Generous to Each Other. The store takes such attitudes, says Dick Rich, because "this community has been very good to us." Rich's is rather generous to the community in return. When Atlanta had to pay its schoolteachers in scrip during the Depression, Rich's exchanged the scrip for money. When the Winecoff Hotel burned in 1946 with the loss of 119 lives, Rich's handed out free clothes to survivors and provided shrouds for the dead. Atlanta's biggest Christmas tree is a 60-footer atop the four-story Forsyth Street bridge connecting Rich's two downtown buildings. Last year 200,000 people turned out for the lighting ceremonies.

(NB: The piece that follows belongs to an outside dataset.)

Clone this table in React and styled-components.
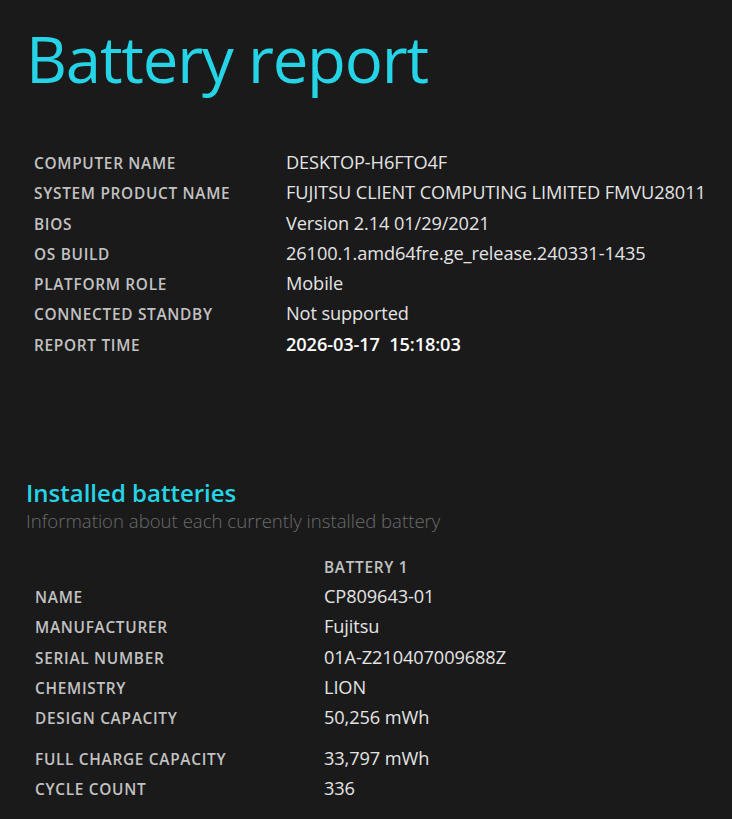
import React from 'react';
import styled, { createGlobalStyle } from 'styled-components';

const GlobalStyle = createGlobalStyle`
  html, body {
    margin: 0;
    padding: 0;
    background: #1a1a1a;
  }
  body {
    font-family: "Open Sans", "Noto Sans", sans-serif;
    color: #e6e6e6;
  }
`;

const systemInfo = [
  ['COMPUTER NAME', 'DESKTOP-H6FTO4F'],
  ['SYSTEM PRODUCT NAME', 'FUJITSU CLIENT COMPUTING LIMITED FMVU28011'],
  ['BIOS', 'Version 2.14 01/29/2021'],
  ['OS BUILD', '26100.1.amd64fre.ge_release.240331-1435'],
  ['PLATFORM ROLE', 'Mobile'],
  ['CONNECTED STANDBY', 'Not supported'],
  ['REPORT TIME', '2026-03-17\u00a0\u00a015:18:03', true],
];

const batteryInfo = [
  ['NAME', 'CP809643-01'],
  ['MANUFACTURER', 'Fujitsu'],
  ['SERIAL NUMBER', '01A-Z210407009688Z'],
  ['CHEMISTRY', 'LION'],
  ['DESIGN CAPACITY', '50,256 mWh'],
  ['FULL CHARGE CAPACITY', '33,797 mWh', true],
  ['CYCLE COUNT', '336'],
];

const App = () => (
  <Page>
    <GlobalStyle />
    <Title>Battery report</Title>
    <InfoTable>
      {systemInfo.map(([label, value, strong]) => (
        <Row key={label} $labelCol="252px">
          <Label>{label}</Label>
          <Value $strong={strong}>{value}</Value>
        </Row>
      ))}
    </InfoTable>

    <Section>
      <SectionTitle>Installed batteries</SectionTitle>
      <SectionSub>Information about each currently installed battery</SectionSub>
      <BatteryTable>
        <Row $labelCol="289px" $head>
          <span />
          <Label>BATTERY 1</Label>
        </Row>
        {batteryInfo.map(([label, value, spaced]) => (
          <Row key={label} $labelCol="289px" $spaced={spaced}>
            <Label>{label}</Label>
            <Value>{value}</Value>
          </Row>
        ))}
      </BatteryTable>
    </Section>
  </Page>
);

const Page = styled.div`
  width: 732px;
  height: 819px;
  overflow: hidden;
  padding: 14px 0 0 26px;
  box-sizing: border-box;
`;

const Title = styled.h1`
  margin: 0;
  font-weight: 400;
  font-size: 63.5px;
  line-height: 90px;
  color: #25d4e6;
  letter-spacing: -1.2px;
`;

const InfoTable = styled.div`
  display: flex;
  flex-direction: column;
  margin-top: 43px;
  padding-left: 8px;
`;

const Row = styled.div`
  display: grid;
  grid-template-columns: ${p => p.$labelCol} auto;
  align-items: baseline;
  height: ${p => (p.$spaced ? '40.3px' : p.$head ? '28px' : '30.3px')};
  padding-top: ${p => (p.$spaced ? '10px' : '0')};
  line-height: 30px;
  box-sizing: border-box;
`;

const Label = styled.div`
  font-size: 15.4px;
  font-weight: 600;
  color: #c2c2c2;
  letter-spacing: 0.7px;
  white-space: nowrap;
`;

const Value = styled.div`
  font-size: 18.2px;
  font-weight: ${p => (p.$strong ? 600 : 400)};
  color: ${p => (p.$strong ? '#ffffff' : '#e4e4e4')};
  white-space: nowrap;
  letter-spacing: -0.1px;
`;

const Section = styled.div`
  margin-top: 119px;
`;

const SectionTitle = styled.h2`
  margin: 0;
  font-size: 24px;
  font-weight: 600;
  line-height: 30px;
  color: #25d4e6;
`;

const SectionSub = styled.div`
  font-size: 18.6px;
  font-weight: 300;
  color: #6c6c6c;
  line-height: 26px;
`;

const BatteryTable = styled.div`
  display: flex;
  flex-direction: column;
  margin-top: 19px;
  padding-left: 9px;
`;

export default App;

Like his store, Chairman Rich works hard for Atlanta, spends a third of his time on civic projects. Fittingly, for a man who keeps in trim with swimming and tennis at his Northwest Atlanta home, Rich helped build the new Atlanta stadium that lured major-league baseball and football to the city. He is currently chairman of the Metropolitan Atlanta Rapid Transit Authority and chairman of a group erecting a new cultural center. The Rich Foundation, which he supervises, has so far spent $1,500,000 on good works around Georgia. "We hope," he says simply, "that Rich's stands for a very human attitude." Atlantans agree that it does.